──────── Supplied information
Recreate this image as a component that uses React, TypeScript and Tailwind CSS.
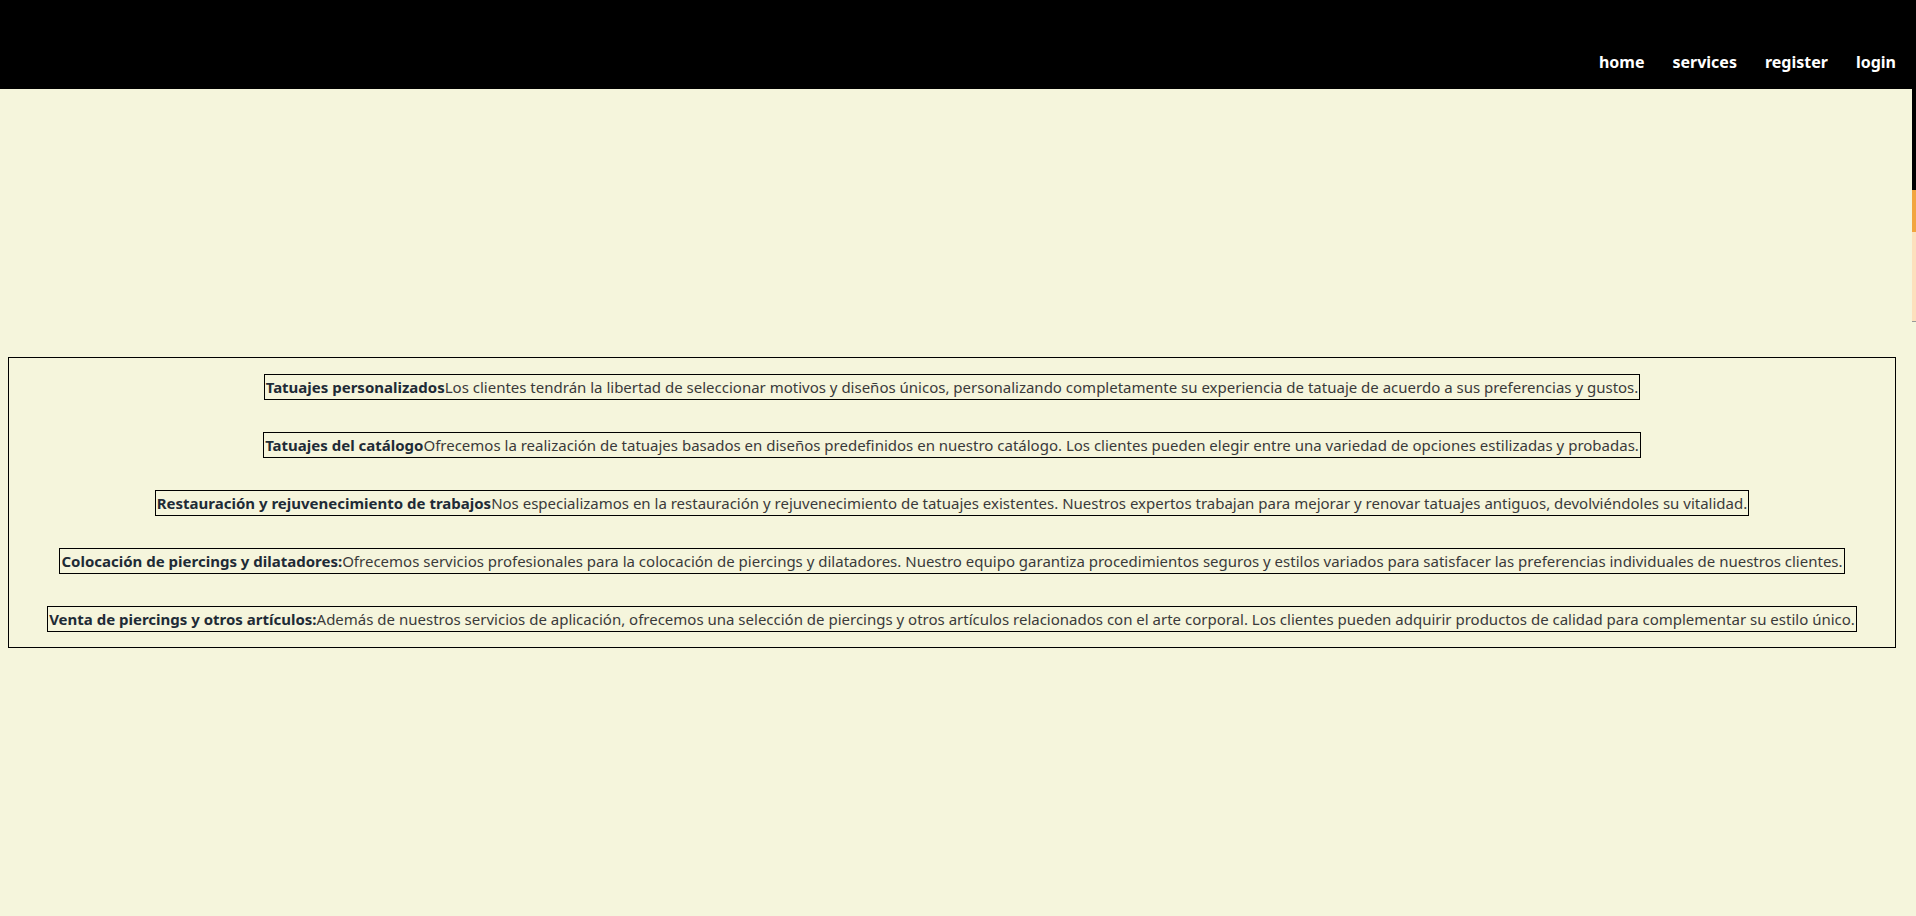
const services = [
  {
    title: "Tatuajes personalizados",
    text: "Los clientes tendrán la libertad de seleccionar motivos y diseños únicos, personalizando completamente su experiencia de tatuaje de acuerdo a sus preferencias y gustos.",
  },
  {
    title: "Tatuajes del catálogo",
    text: "Ofrecemos la realización de tatuajes basados en diseños predefinidos en nuestro catálogo. Los clientes pueden elegir entre una variedad de opciones estilizadas y probadas.",
  },
  {
    title: "Restauración y rejuvenecimiento de trabajos",
    text: "Nos especializamos en la restauración y rejuvenecimiento de tatuajes existentes. Nuestros expertos trabajan para mejorar y renovar tatuajes antiguos, devolviéndoles su vitalidad.",
  },
  {
    title: "Colocación de piercings y dilatadores:",
    text: "Ofrecemos servicios profesionales para la colocación de piercings y dilatadores. Nuestro equipo garantiza procedimientos seguros y estilos variados para satisfacer las preferencias individuales de nuestros clientes.",
  },
  {
    title: "Venta de piercings y otros artículos:",
    text: "Además de nuestros servicios de aplicación, ofrecemos una selección de piercings y otros artículos relacionados con el arte corporal. Los clientes pueden adquirir productos de calidad para complementar su estilo único.",
  },
];

const links = ["home", "services", "register", "login"];

export default function App() {
  return (
    <div
      className="min-h-screen bg-[#f5f5dc] flex flex-col"
      style={{ fontFamily: '"Noto Sans", "Open Sans", sans-serif' }}
    >
      <header className="h-[89px] bg-black flex items-end justify-end pr-[20px] pb-[17px]">
        <nav className="flex gap-[28px]">
          {links.map((l) => (
            <a key={l} className="text-white font-bold text-[16px] leading-[20px]">
              {l}
            </a>
          ))}
        </nav>
      </header>

      <div className="flex flex-1">
        <main className="flex-1 pt-[268px] pl-[8px] pr-[16px]">
          <section className="border border-black pt-[16px] pb-[15px] flex flex-col gap-[32px]">
            {services.map((s) => (
              <div key={s.title} className="text-center">
                <span className="inline-block border border-black px-[1px] text-[15px] leading-[24px] text-[#3a3a3a] whitespace-nowrap">
                  <strong className="text-[#1e2b36]">{s.title}</strong>
                  {s.text}
                </span>
              </div>
            ))}
          </section>
        </main>

        {/* bit of an element peeking in from the right edge */}
        <div className="w-[4px] flex flex-col">
          <div className="h-[101px] bg-black" />
          <div className="h-[42px] bg-[#f2a540]" />
          <div className="h-[90px] bg-[#fde0bd] border-b border-[#999]" />
        </div>
      </div>
    </div>
  );
}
────────────────
Instructions for the task:
All the lines above are to be reproduced exactly, except the pictures.

Solution:
Recreate this image as a component that uses React, TypeScript and Tailwind CSS.
const services = [
  {
    title: "Tatuajes personalizados",
    text: "Los clientes tendrán la libertad de seleccionar motivos y diseños únicos, personalizando completamente su experiencia de tatuaje de acuerdo a sus preferencias y gustos.",
  },
  {
    title: "Tatuajes del catálogo",
    text: "Ofrecemos la realización de tatuajes basados en diseños predefinidos en nuestro catálogo. Los clientes pueden elegir entre una variedad de opciones estilizadas y probadas.",
  },
  {
    title: "Restauración y rejuvenecimiento de trabajos",
    text: "Nos especializamos en la restauración y rejuvenecimiento de tatuajes existentes. Nuestros expertos trabajan para mejorar y renovar tatuajes antiguos, devolviéndoles su vitalidad.",
  },
  {
    title: "Colocación de piercings y dilatadores:",
    text: "Ofrecemos servicios profesionales para la colocación de piercings y dilatadores. Nuestro equipo garantiza procedimientos seguros y estilos variados para satisfacer las preferencias individuales de nuestros clientes.",
  },
  {
    title: "Venta de piercings y otros artículos:",
    text: "Además de nuestros servicios de aplicación, ofrecemos una selección de piercings y otros artículos relacionados con el arte corporal. Los clientes pueden adquirir productos de calidad para complementar su estilo único.",
  },
];

const links = ["home", "services", "register", "login"];

export default function App() {
  return (
    <div
      className="min-h-screen bg-[#f5f5dc] flex flex-col"
      style={{ fontFamily: '"Noto Sans", "Open Sans", sans-serif' }}
    >
      <header className="h-[89px] bg-black flex items-end justify-end pr-[20px] pb-[17px]">
        <nav className="flex gap-[28px]">
          {links.map((l) => (
            <a key={l} className="text-white font-bold text-[16px] leading-[20px]">
              {l}
            </a>
          ))}
        </nav>
      </header>

      <div className="flex flex-1">
        <main className="flex-1 pt-[268px] pl-[8px] pr-[16px]">
          <section className="border border-black pt-[16px] pb-[15px] flex flex-col gap-[32px]">
            {services.map((s) => (
              <div key={s.title} className="text-center">
                <span className="inline-block border border-black px-[1px] text-[15px] leading-[24px] text-[#3a3a3a] whitespace-nowrap">
                  <strong className="text-[#1e2b36]">{s.title}</strong>
                  {s.text}
                </span>
              </div>
            ))}
          </section>
        </main>

        {/* bit of an element peeking in from the right edge */}
        <div className="w-[4px] flex flex-col">
          <div className="h-[101px] bg-black" />
          <div className="h-[42px] bg-[#f2a540]" />
          <div className="h-[90px] bg-[#fde0bd] border-b border-[#999]" />
        </div>
      </div>
    </div>
  );
}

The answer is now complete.